CLRHack Lexical Variables

Lexical Closures in CLRHack

CLRHack implements lexical closures by transforming dynamic Lisp environments into static CIL class structures. Since the .NET Common Language Runtime (CLR) does not have a native concept of "nesting" functions within the lexical scope of another function's local variables, the compiler employs Lambda Lifting and Explicit Closure Conversion.

1. Lambda Lifting

Every lambda expression (including those generated by flet and labels) is extracted from its nesting site. The compiler generates a unique, standalone CIL class for each lambda. These classes inherit from the base [LispBase]Lisp.Closure class.

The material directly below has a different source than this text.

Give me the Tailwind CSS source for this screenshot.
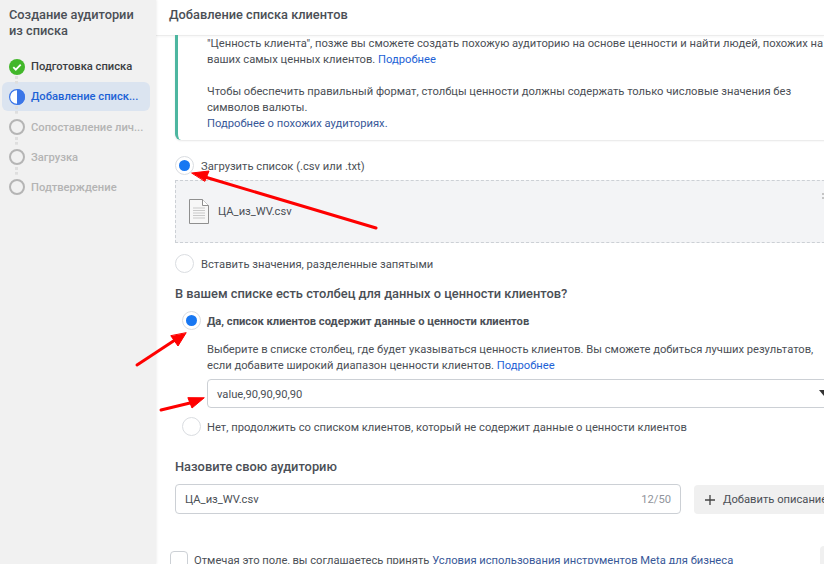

2. The Closure Class Structure

The generated class acts as a container for both the code (the lambda body) and the environment (the captured variables). It consists of:

• Environment Fields: For every "free variable" (a variable referenced in the lambda but defined in an outer scope), the compiler adds a public field to the class.
• The Constructor: A constructor is generated that accepts the values (or references) of these free variables and stores them in the class fields.
• The Invoke Methods: The class overrides the virtual Invoke methods of the base Closure class. The body of the Lisp lambda is compiled into these methods.

3. Environment Capture

At the point in the code where the lambda is defined, the compiler emits a newobj instruction. It passes the current values of the required local variables into the closure's constructor. This "closes" over the variables, creating a persistent instance of the environment that lives on the heap.

  ; Lisp Source
  (let ((factor 10))
    (lambda (x) (* x factor)))

  ; Conceptual CIL Transformation
  .class private Lambda_1 extends [LispBase]Lisp.Closure {
      .field public object factor_captured

      .method public hidebysig specialname rtspecialname void .ctor(object f) {
          ldarg.0
          ldarg.1
          stfld object Lambda_1::factor_captured
          ret
      }

      .method public virtual object Invoke(object x) {
          ldarg.0
          ldfld object Lambda_1::factor_captured
          ldarg.1
          ; ... multiplication logic ...
      }
  }
  

4. Shared Mutability via ValueCells

Common Lisp requires that if an outer variable is mutated (via setq), all closures capturing that variable must see the change. To support this, CLRHack uses Indirection Cells:

• If the compiler detects that a captured variable is mutated, it "boxes" that variable.
• Instead of storing a raw value (like an integer) on the stack, it creates a [LispBase]Lisp.ValueCell object.
• The closure captures the reference to this ValueCell.
• Both the parent function and the closure access the variable by reading from or writing to the Value field of the cell. This ensures that all parties share the same mutable state.

5. Invocation

When a closure is invoked (e.g., via funcall), the Invoke method is called. Inside this method, the this pointer (ldarg.0 in CIL) provides the code with access to the captured environment fields. This allows the lifted function to behave as if it were still sitting inside its original lexical scope.